The advisability of carrying unrestrained passengers is another matter, to quote the DfT spokesman:

'... the police can already act where people in the rear of any vehicle are considered to be carried in a dangerous manner because they are unrestrained. [Owners] should beware of unbelted passengers. In a crash, they can injure others in the vehicle ...'.

We are indebted to Rohan Pohl and Tom Norman from the Department for Transport for their time and patience in answering all our questions on this subject.

Also from UK campsite forum

There's been a post on another forum I use about rear seat belts. The person involved has contacted the MoT people and the Department of Transport and got the following responses :

From VOSA (the MoT people) :

"As far as the MOT test is concerned, there are no requirements for forwardfacing rear seats in a motorhome to be fitted with seatbelts.However rules on the legality of people travelling in a vehicle withoutseatbelts can only be answered by the Department for Transport in London"

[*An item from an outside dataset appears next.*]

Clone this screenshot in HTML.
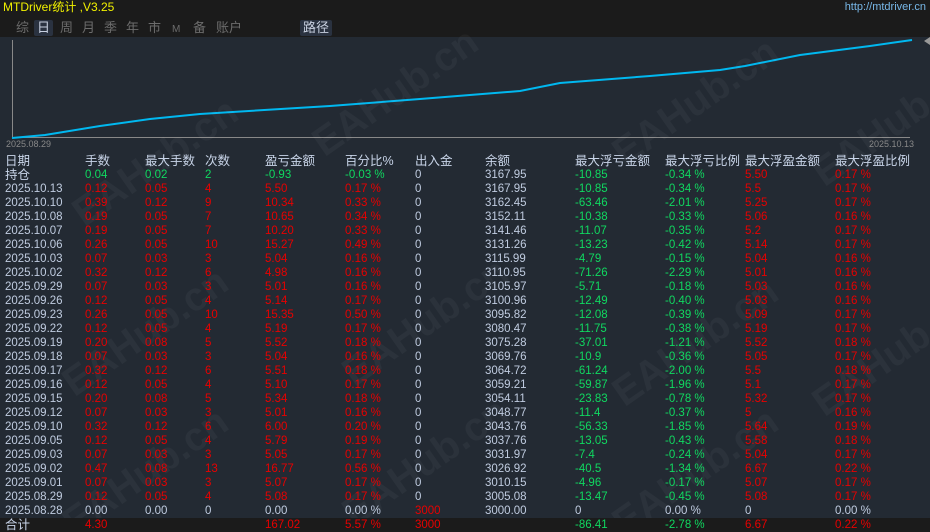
<!DOCTYPE html>
<html><head><meta charset="utf-8"><style>
*{margin:0;padding:0;box-sizing:border-box}
html,body{width:930px;height:532px;overflow:hidden;background:#232a33}
body{font-family:"Liberation Sans","Noto Sans CJK SC",sans-serif;font-size:11.5px;color:#c0cce0}
#wrap{position:relative;width:930px;height:532px;overflow:hidden;background:#232a33}
#top{position:absolute;left:0;top:0;width:930px;height:37px;background:#1b1b1b}
.title{position:absolute;left:3px;top:0;color:#f0f000;font-size:12px;line-height:14px}
.url{position:absolute;right:4px;top:1px;color:#78b8e8;font-size:11px}
.tab{position:absolute;top:20px;color:#6c6c6c;font-size:13px;line-height:16px}
.tabsel{background:#2a3240;color:#c8d0e0;padding:0 3px;border-radius:2px}
.wm{position:absolute;font-size:40px;font-weight:bold;color:rgba(255,255,255,0.04);transform:rotate(-35deg);white-space:nowrap;font-family:"Liberation Sans",sans-serif}
.r{position:absolute;left:0;width:930px;height:14px;line-height:14px}
.r span{position:absolute;white-space:nowrap}
.r span:nth-child(1){left:5px}.r span:nth-child(2){left:85px}.r span:nth-child(3){left:145px}.r span:nth-child(4){left:205px}.r span:nth-child(5){left:265px}.r span:nth-child(6){left:345px}.r span:nth-child(7){left:415px}.r span:nth-child(8){left:485px}.r span:nth-child(9){left:575px}.r span:nth-child(10){left:665px}.r span:nth-child(11){left:745px}.r span:nth-child(12){left:835px}
.d span{color:#e80000}.d span:nth-child(1),.d span:nth-child(7),.d span:nth-child(8){color:#c0cce0}
.d span:nth-child(9),.d span:nth-child(10){color:#10d860}
.h span{font-size:12.5px;color:#c8d4e8}
#tot{position:absolute;left:0;top:518px;width:930px;height:14px;background:#1b1b1b}
</style></head><body><div id="wrap">
<div id="top">
<div class="title">MTDriver统计 ,V3.25</div>
<div class="url">http://mtdriver.cn</div>
<span class="tab" style="left:16px">综</span>
<span class="tab tabsel" style="left:34px">日</span>
<span class="tab" style="left:60px">周</span>
<span class="tab" style="left:82px">月</span>
<span class="tab" style="left:104px">季</span>
<span class="tab" style="left:126px">年</span>
<span class="tab" style="left:148px">市</span>
<span class="tab" style="left:172px;font-size:10px;top:22px">M</span>
<span class="tab" style="left:193px">备</span>
<span class="tab" style="left:216px">账户</span>
<span class="tab tabsel" style="left:300px">路径</span>
</div>
<svg style="position:absolute;left:0;top:37px" width="930" height="110">
<line x1="12.5" y1="3" x2="12.5" y2="101" stroke="#888" stroke-width="1"/>
<line x1="12" y1="100.5" x2="910" y2="100.5" stroke="#888" stroke-width="1"/>
<polyline fill="none" stroke="#00b8f0" stroke-width="2" points="12,101 45,98 100,89 150,82 200,77 330,69 420,62 520,54 560,46 650,39 720,33 745,29 800,18 870,9 912,3"/>
<polygon points="924,4 930,0 930,8" fill="#999"/>
<text x="6" y="110" fill="#888" font-size="9" font-family="Liberation Sans">2025.08.29</text>
<text x="869" y="110" fill="#888" font-size="9" font-family="Liberation Sans">2025.10.13</text>
</svg>
<div class="wm" style="left:60px;top:140px">EAHub.cn</div>
<div class="wm" style="left:300px;top:70px">EAHub.cn</div>
<div class="wm" style="left:600px;top:80px">EAHub.cn</div>
<div class="wm" style="left:800px;top:100px">EAHub.cn</div>
<div class="wm" style="left:50px;top:310px">EAHub.cn</div>
<div class="wm" style="left:330px;top:300px">EAHub.cn</div>
<div class="wm" style="left:600px;top:320px">EAHub.cn</div>
<div class="wm" style="left:800px;top:330px">EAHub.cn</div>
<div class="wm" style="left:50px;top:450px">EAHub.cn</div>
<div class="wm" style="left:330px;top:440px">EAHub.cn</div>
<div class="wm" style="left:600px;top:450px">EAHub.cn</div>
<div id="tot"></div>
<div class="r h" style="top:154px"><span>日期</span><span>手数</span><span>最大手数</span><span>次数</span><span>盈亏金额</span><span>百分比%</span><span>出入金</span><span>余额</span><span>最大浮亏金额</span><span>最大浮亏比例</span><span>最大浮盈金额</span><span>最大浮盈比例</span></div>
<div class="r d" style="top:168px"><span style="font-size:12.5px;color:#c8d4e8">持仓</span><span style="color:#10d860">0.04</span><span style="color:#10d860">0.02</span><span style="color:#10d860">2</span><span style="color:#10d860">-0.93</span><span style="color:#10d860">-0.03 %</span><span>0</span><span>3167.95</span><span>-10.85</span><span>-0.34 %</span><span>5.50</span><span>0.17 %</span></div>
<div class="r d" style="top:182px"><span>2025.10.13</span><span>0.12</span><span>0.05</span><span>4</span><span>5.50</span><span>0.17 %</span><span>0</span><span>3167.95</span><span>-10.85</span><span>-0.34 %</span><span>5.5</span><span>0.17 %</span></div>
<div class="r d" style="top:196px"><span>2025.10.10</span><span>0.39</span><span>0.12</span><span>9</span><span>10.34</span><span>0.33 %</span><span>0</span><span>3162.45</span><span>-63.46</span><span>-2.01 %</span><span>5.25</span><span>0.17 %</span></div>
<div class="r d" style="top:210px"><span>2025.10.08</span><span>0.19</span><span>0.05</span><span>7</span><span>10.65</span><span>0.34 %</span><span>0</span><span>3152.11</span><span>-10.38</span><span>-0.33 %</span><span>5.06</span><span>0.16 %</span></div>
<div class="r d" style="top:224px"><span>2025.10.07</span><span>0.19</span><span>0.05</span><span>7</span><span>10.20</span><span>0.33 %</span><span>0</span><span>3141.46</span><span>-11.07</span><span>-0.35 %</span><span>5.2</span><span>0.17 %</span></div>
<div class="r d" style="top:238px"><span>2025.10.06</span><span>0.26</span><span>0.05</span><span>10</span><span>15.27</span><span>0.49 %</span><span>0</span><span>3131.26</span><span>-13.23</span><span>-0.42 %</span><span>5.14</span><span>0.17 %</span></div>
<div class="r d" style="top:252px"><span>2025.10.03</span><span>0.07</span><span>0.03</span><span>3</span><span>5.04</span><span>0.16 %</span><span>0</span><span>3115.99</span><span>-4.79</span><span>-0.15 %</span><span>5.04</span><span>0.16 %</span></div>
<div class="r d" style="top:266px"><span>2025.10.02</span><span>0.32</span><span>0.12</span><span>6</span><span>4.98</span><span>0.16 %</span><span>0</span><span>3110.95</span><span>-71.26</span><span>-2.29 %</span><span>5.01</span><span>0.16 %</span></div>
<div class="r d" style="top:280px"><span>2025.09.29</span><span>0.07</span><span>0.03</span><span>3</span><span>5.01</span><span>0.16 %</span><span>0</span><span>3105.97</span><span>-5.71</span><span>-0.18 %</span><span>5.03</span><span>0.16 %</span></div>
<div class="r d" style="top:294px"><span>2025.09.26</span><span>0.12</span><span>0.05</span><span>4</span><span>5.14</span><span>0.17 %</span><span>0</span><span>3100.96</span><span>-12.49</span><span>-0.40 %</span><span>5.03</span><span>0.16 %</span></div>
<div class="r d" style="top:308px"><span>2025.09.23</span><span>0.26</span><span>0.05</span><span>10</span><span>15.35</span><span>0.50 %</span><span>0</span><span>3095.82</span><span>-12.08</span><span>-0.39 %</span><span>5.09</span><span>0.17 %</span></div>
<div class="r d" style="top:322px"><span>2025.09.22</span><span>0.12</span><span>0.05</span><span>4</span><span>5.19</span><span>0.17 %</span><span>0</span><span>3080.47</span><span>-11.75</span><span>-0.38 %</span><span>5.19</span><span>0.17 %</span></div>
<div class="r d" style="top:336px"><span>2025.09.19</span><span>0.20</span><span>0.08</span><span>5</span><span>5.52</span><span>0.18 %</span><span>0</span><span>3075.28</span><span>-37.01</span><span>-1.21 %</span><span>5.52</span><span>0.18 %</span></div>
<div class="r d" style="top:350px"><span>2025.09.18</span><span>0.07</span><span>0.03</span><span>3</span><span>5.04</span><span>0.16 %</span><span>0</span><span>3069.76</span><span>-10.9</span><span>-0.36 %</span><span>5.05</span><span>0.17 %</span></div>
<div class="r d" style="top:364px"><span>2025.09.17</span><span>0.32</span><span>0.12</span><span>6</span><span>5.51</span><span>0.18 %</span><span>0</span><span>3064.72</span><span>-61.24</span><span>-2.00 %</span><span>5.5</span><span>0.18 %</span></div>
<div class="r d" style="top:378px"><span>2025.09.16</span><span>0.12</span><span>0.05</span><span>4</span><span>5.10</span><span>0.17 %</span><span>0</span><span>3059.21</span><span>-59.87</span><span>-1.96 %</span><span>5.1</span><span>0.17 %</span></div>
<div class="r d" style="top:392px"><span>2025.09.15</span><span>0.20</span><span>0.08</span><span>5</span><span>5.34</span><span>0.18 %</span><span>0</span><span>3054.11</span><span>-23.83</span><span>-0.78 %</span><span>5.32</span><span>0.17 %</span></div>
<div class="r d" style="top:406px"><span>2025.09.12</span><span>0.07</span><span>0.03</span><span>3</span><span>5.01</span><span>0.16 %</span><span>0</span><span>3048.77</span><span>-11.4</span><span>-0.37 %</span><span>5</span><span>0.16 %</span></div>
<div class="r d" style="top:420px"><span>2025.09.10</span><span>0.32</span><span>0.12</span><span>6</span><span>6.00</span><span>0.20 %</span><span>0</span><span>3043.76</span><span>-56.33</span><span>-1.85 %</span><span>5.64</span><span>0.19 %</span></div>
<div class="r d" style="top:434px"><span>2025.09.05</span><span>0.12</span><span>0.05</span><span>4</span><span>5.79</span><span>0.19 %</span><span>0</span><span>3037.76</span><span>-13.05</span><span>-0.43 %</span><span>5.58</span><span>0.18 %</span></div>
<div class="r d" style="top:448px"><span>2025.09.03</span><span>0.07</span><span>0.03</span><span>3</span><span>5.05</span><span>0.17 %</span><span>0</span><span>3031.97</span><span>-7.4</span><span>-0.24 %</span><span>5.04</span><span>0.17 %</span></div>
<div class="r d" style="top:462px"><span>2025.09.02</span><span>0.47</span><span>0.08</span><span>13</span><span>16.77</span><span>0.56 %</span><span>0</span><span>3026.92</span><span>-40.5</span><span>-1.34 %</span><span>6.67</span><span>0.22 %</span></div>
<div class="r d" style="top:476px"><span>2025.09.01</span><span>0.07</span><span>0.03</span><span>3</span><span>5.07</span><span>0.17 %</span><span>0</span><span>3010.15</span><span>-4.96</span><span>-0.17 %</span><span>5.07</span><span>0.17 %</span></div>
<div class="r d" style="top:490px"><span>2025.08.29</span><span>0.12</span><span>0.05</span><span>4</span><span>5.08</span><span>0.17 %</span><span>0</span><span>3005.08</span><span>-13.47</span><span>-0.45 %</span><span>5.08</span><span>0.17 %</span></div>
<div class="r" style="top:504px"><span>2025.08.28</span><span>0.00</span><span>0.00</span><span>0</span><span>0.00</span><span>0.00 %</span><span style="color:#e80000">3000</span><span>3000.00</span><span>0</span><span>0.00 %</span><span>0</span><span>0.00 %</span></div>
<div class="r d" style="top:518px"><span style="font-size:12.5px;color:#c8d4e8">合计</span><span>4.30</span><span></span><span></span><span>167.02</span><span>5.57 %</span><span style="color:#e80000">3000</span><span></span><span>-86.41</span><span>-2.78 %</span><span>6.67</span><span>0.22 %</span></div>
</div></body></html>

And from Department for Transport:

"There is no current legal requirement to have seat belts fitted to sidefacing seats, or seats that make up the accommodation area in motor caravans, which are normally used only when the vehicle is stationary and are not designated as travelling seats. Seat belts are not designed to be used with side-facing seats and, although it is not illegal to use them, with or without seat belts, we would not advise that they are used. Seat belts on these seats may help to prevent the wearer being thrown around the vehicle or from being ejected, but in a frontal crash they can increase injury risk by subjecting vulnerable parts of the body to higher loads than belts used on forward facing seats. Our advice is that passengers are safest in a forward or rearward facing seat equipped with a lap belt or, preferably, a three-point belt. Any seat belts fitted must comply with the latest British or European standards and be marked accordingly with either the 'e', 'E' or BS 'Kitemark'. The seat belt anchorage points should also be designed so that they will be capable of withstanding the high forces of an impact. We strongly recommend that they are installed professionally by qualified persons (such as at a commercial garage or seat belt specialist). Seat belt wearing regulations require all seat belts to be worn where they are fitted. You also ought to be aware that if the police see people being carried in the rear of a vehicle in what they consider to be a dangerous manner, then they have powers that will enable them to prosecute. They do use this to deal with adults or children not using seat belts in the rear of vehicles."

Interesting. Hope this clears it up for everyone.